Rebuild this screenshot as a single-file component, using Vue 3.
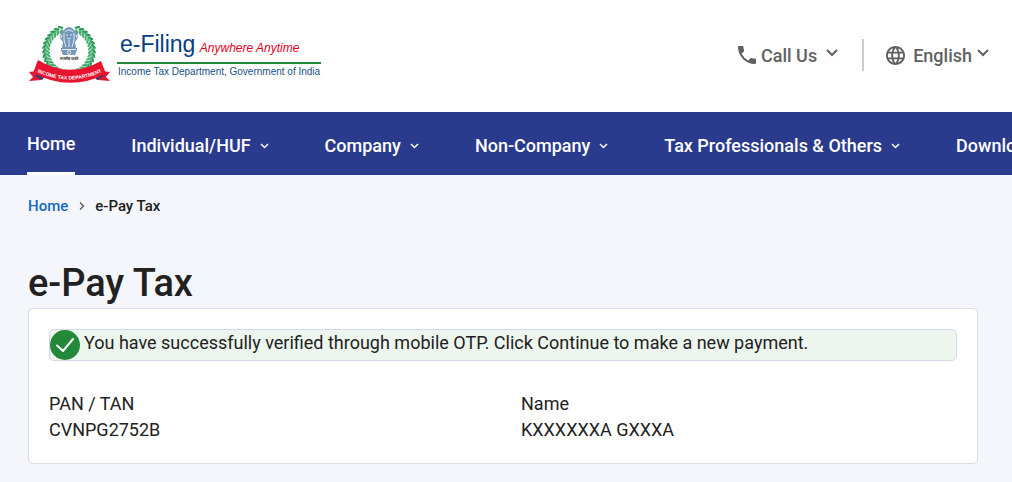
<script setup>
import { ref } from 'vue'

const menus = ['Individual/HUF', 'Company', 'Non-Company', 'Tax Professionals & Others', 'Downloads']

const taxpayer = ref([
  { label: 'PAN / TAN', value: 'CVNPG2752B' },
  { label: 'Name', value: 'KXXXXXXA GXXXA' },
])

// laurel leaves, as angles in degrees from the bottom of the wreath
const leaves = [8, 18, 28, 38, 48, 58, 68, 78, 88, 98, 108, 118, 128, 138, 148, 158]
</script>

<template>
  <div class="page">
    <header class="header">
      <a href="#" class="brand">
        <svg class="emblem" viewBox="0 0 84 60" aria-hidden="true">
          <!-- wreath -->
          <g v-for="side in [1, -1]" :key="side" :transform="`translate(41 26) scale(${side} 1)`">
            <path d="M0 23 A23 23 0 0 0 10 -21" fill="none" stroke="#8ccba4" stroke-width="3" />
            <g v-for="a in leaves" :key="a" :transform="`rotate(${-a})`">
              <ellipse cx="0" cy="21" rx="2.8" ry="1.1" transform="rotate(40 0 21)" fill="#43ad6d" />
              <ellipse cx="1" cy="25" rx="3" ry="1.2" transform="rotate(-35 1 25)" fill="#2b9c58" />
            </g>
          </g>
          <!-- lion capital -->
          <g fill="#7597b9">
            <path d="M36 5 Q41 -1 46 5 L49 7 L50 13 L47 17 L48 23 H34 L35 17 L32 13 L33 7 Z" />
            <path d="M33 23 H49 V25 L47 30 H35 L33 25 Z" />
          </g>
          <g fill="none" stroke="#fff" stroke-width="0.8">
            <path d="M37 7 Q41 3 45 7 M38 10 H40 M42 10 H44 M39 13 Q41 15 43 13 M36 8 V15 L38 22 M46 8 V15 L44 22 M34 10 L33 13 M48 10 L49 13 M41 15 V22" />
            <path d="M34 24.500 H48" />
            <circle cx="41" cy="27.500" r="1.800" />
          </g>
          <text x="41" y="35" class="motto">सत्यमेव जयते</text>
          <!-- ribbon -->
          <path d="M1 47 L9 46 L17 52 L13 55 L1 56 L5 52 Z M82 47 L74 46 L66 52 L70 55 L82 56 L78 52 Z" fill="#dc1c34" />
          <path d="M6 50 L18 50 L14 55 Z M77 50 L65 50 L69 55 Z" fill="#1d4487" />
          <path d="M10 35 Q41 54 73 36 L78 49 Q41 67 5 48 Z" fill="#e8142f" />
          <path id="ribbon-line" d="M5 45 Q41 64 78 45" fill="none" />
          <text class="ribbon-text">
            <textPath href="#ribbon-line" startOffset="50%">INCOME TAX DEPARTMENT</textPath>
          </text>
        </svg>
        <span class="brand-text">
          <span class="brand-title">e-Filing <em>Anywhere Anytime</em></span>
          <span class="brand-dept">Income Tax Department, Government of India</span>
        </span>
      </a>

      <div class="tools">
        <button type="button" class="tool">
          <svg class="phone" viewBox="0 0 18 18" aria-hidden="true">
            <path fill="currentColor" d="M3.620 7.790a15.150 15.150 0 0 0 6.590 6.590l2.200-2.200a1 1 0 0 1 1.020-.24 11.400 11.400 0 0 0 3.570.57 1 1 0 0 1 1 1V17a1 1 0 0 1-1 1A17 17 0 0 1 0 1a1 1 0 0 1 1-1h3.500a1 1 0 0 1 1 1c0 1.250.2 2.450.57 3.570a1 1 0 0 1-.25 1.020z" />
          </svg>
          <span>Call Us</span>
          <svg class="caret caret-wide" viewBox="0 0 12 8" aria-hidden="true"><path d="M1 1 L6 6 L11 1" /></svg>
        </button>
        <button type="button" class="tool language">
          <svg class="globe" viewBox="2 2 20 20" aria-hidden="true">
            <path fill="currentColor" d="M11.990 2C6.470 2 2 6.480 2 12s4.470 10 9.990 10C17.520 22 22 17.520 22 12S17.520 2 11.990 2zm6.930 6h-2.950a15.650 15.650 0 0 0-1.380-3.560A8.030 8.030 0 0 1 18.920 8zM12 4.040c.83 1.200 1.480 2.530 1.910 3.960h-3.820c.43-1.430 1.080-2.760 1.910-3.960zM4.260 14a8.200 8.200 0 0 1 0-4h3.380a16.500 16.500 0 0 0 0 4H4.260zm.82 2h2.950c.32 1.250.78 2.450 1.380 3.560A7.990 7.990 0 0 1 5.080 16zm2.950-8H5.080a7.990 7.990 0 0 1 4.330-3.560A15.650 15.650 0 0 0 8.030 8zM12 19.960c-.83-1.200-1.480-2.530-1.910-3.960h3.820A13.900 13.900 0 0 1 12 19.960zM14.340 14H9.660a14.700 14.700 0 0 1 0-4h4.680a14.700 14.700 0 0 1 0 4zm.25 5.560c.6-1.110 1.060-2.310 1.380-3.560h2.950a8.030 8.030 0 0 1-4.330 3.560zM16.360 14a16.500 16.500 0 0 0 0-4h3.380a8.200 8.200 0 0 1 0 4h-3.380z" />
          </svg>
          <span>English</span>
          <svg class="caret caret-wide" viewBox="0 0 12 8" aria-hidden="true"><path d="M1 1 L6 6 L11 1" /></svg>
        </button>
      </div>
    </header>

    <nav class="nav">
      <a href="#" class="nav-home">Home</a>
      <button v-for="menu in menus" :key="menu" type="button" class="nav-item">
        {{ menu }}
        <svg class="caret" viewBox="0 0 9 6" aria-hidden="true"><path d="M1 1 L4.500 4.500 L8 1" /></svg>
      </button>
    </nav>

    <main class="content">
      <nav class="breadcrumb" aria-label="Breadcrumb">
        <a href="#">Home</a>
        <svg class="separator" viewBox="0 0 6 8" aria-hidden="true"><path d="M1 0.500 L4.500 4 L1 7.500" /></svg>
        <span>e-Pay Tax</span>
      </nav>

      <h1>e-Pay Tax</h1>

      <section class="card">
        <div class="alert" role="status">
          <svg class="check" viewBox="0 0 30 30" aria-hidden="true">
            <circle cx="15" cy="15" r="15" fill="#23883a" />
            <path d="M7 15.500 L13 21 L23 9" fill="none" stroke="#fff" stroke-width="2" stroke-linecap="round" stroke-linejoin="round" />
          </svg>
          <span>You have successfully verified through mobile OTP. Click Continue to make a new payment.</span>
        </div>
        <dl class="details">
          <div v-for="item in taxpayer" :key="item.label">
            <dt>{{ item.label }}</dt>
            <dd>{{ item.value }}</dd>
          </div>
        </dl>
      </section>
    </main>
  </div>
</template>

<style>
body {
  margin: 0;
  background: #f5f6fb;
}
</style>

<style scoped>
.page {
  min-height: 100vh;
  overflow: hidden;
  font-family: Roboto, "Liberation Sans", sans-serif;
  font-size: 18px;
  color: #212121;
}

a {
  text-decoration: none;
}

button {
  padding: 0;
  border: none;
  background: none;
  font: inherit;
  color: inherit;
  cursor: pointer;
}

/* Header */
.header {
  display: flex;
  align-items: center;
  justify-content: space-between;
  height: 112px;
  padding: 0 23px 2px 28px;
  box-sizing: border-box;
  background: #fff;
}

.brand {
  display: flex;
  align-items: center;
  gap: 5px;
  font-family: "Liberation Sans", sans-serif;
}

.emblem {
  width: 84px;
  height: 60px;
}

.motto {
  font-size: 4px;
  font-weight: 700;
  text-anchor: middle;
  fill: #222;
}

.ribbon-text {
  font-size: 5px;
  font-weight: 700;
  text-anchor: middle;
  fill: #fff;
}

.brand-text {
  display: flex;
  flex-direction: column;
  white-space: nowrap;
}

.brand-title {
  padding: 0 3px;
  border-bottom: 2px solid #22873a;
  font-size: 23px;
  line-height: 28px;
  color: #073f80;
}

.brand-title em {
  margin-left: -2px;
  font-size: 12px;
  color: #e3001e;
}

.brand-dept {
  padding: 0 1px;
  font-size: 10px;
  line-height: 16px;
  color: #175184;
}

.tools {
  display: flex;
  align-items: center;
  color: #616161;
}

.tool {
  display: flex;
  align-items: center;
  height: 32px;
  font-weight: 500;
}

.language {
  margin-left: 24px;
  padding-left: 22px;
  border-left: 2px solid #ccc;
}

.phone {
  width: 18px;
  height: 18px;
  margin-right: 5px;
}

.globe {
  width: 19px;
  height: 19px;
  margin-right: 8px;
}

.caret {
  width: 9px;
  height: 6px;
  margin-left: 9px;
  fill: none;
  stroke: currentColor;
  stroke-width: 1.5;
}

.caret-wide {
  width: 12px;
  height: 8px;
  margin-bottom: 4px;
  stroke-width: 2;
}

.language .caret-wide {
  margin-left: 5px;
}

/* Main menu */
.nav {
  display: flex;
  height: 63px;
  padding: 0 27px;
  background: #2a3a8c;
  color: #fff;
  font-weight: 500;
  white-space: nowrap;
}

.nav-home {
  margin-right: 56px;
  border-bottom: 3px solid #fff;
  line-height: 64px;
  color: #fff;
}

.nav-item {
  display: flex;
  align-items: center;
  flex-shrink: 0;
  margin-right: 56px;
  padding-top: 4px;
}

/* Content */
.content {
  padding: 21px 34px 18px 28px;
}

.breadcrumb {
  display: flex;
  align-items: center;
  font-size: 15px;
  font-weight: 500;
  line-height: 20px;
}

.breadcrumb a {
  color: #1268c4;
}

.separator {
  width: 6px;
  height: 8px;
  margin: 0 10px 0 11px;
  fill: none;
  stroke: #555;
  stroke-width: 1.3;
}

h1 {
  margin: 44px 0 1px;
  font-size: 38px;
  font-weight: 500;
  line-height: 47px;
}

.card {
  padding: 20px;
  border: 1px solid #d9daea;
  border-radius: 5px;
  background: #fff;
}

.alert {
  display: flex;
  gap: 4px;
  border: 1px solid #d5d8e8;
  border-radius: 5px;
  background: #edf6ee;
  line-height: 26px;
}

.check {
  flex-shrink: 0;
  width: 30px;
  height: 30px;
}

.details {
  display: grid;
  grid-template-columns: 1fr 1fr;
  column-gap: 36px;
  margin: 30px 0 0;
  line-height: 26px;
}

.details dd {
  margin: 0;
}
</style>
::::
Set problem:
Every line from the top of the material above through the line with "const menus = ['Individual/HUF', 'Company', 'Non-Company', 'Tax" should be duplicated exactly, please; leave out the pictures.

Answer to this exercise:
Rebuild this screenshot as a single-file component, using Vue 3.
<script setup>
import { ref } from 'vue'

const menus = ['Individual/HUF', 'Company', 'Non-Company', 'Tax Professionals & Others', 'Downloads']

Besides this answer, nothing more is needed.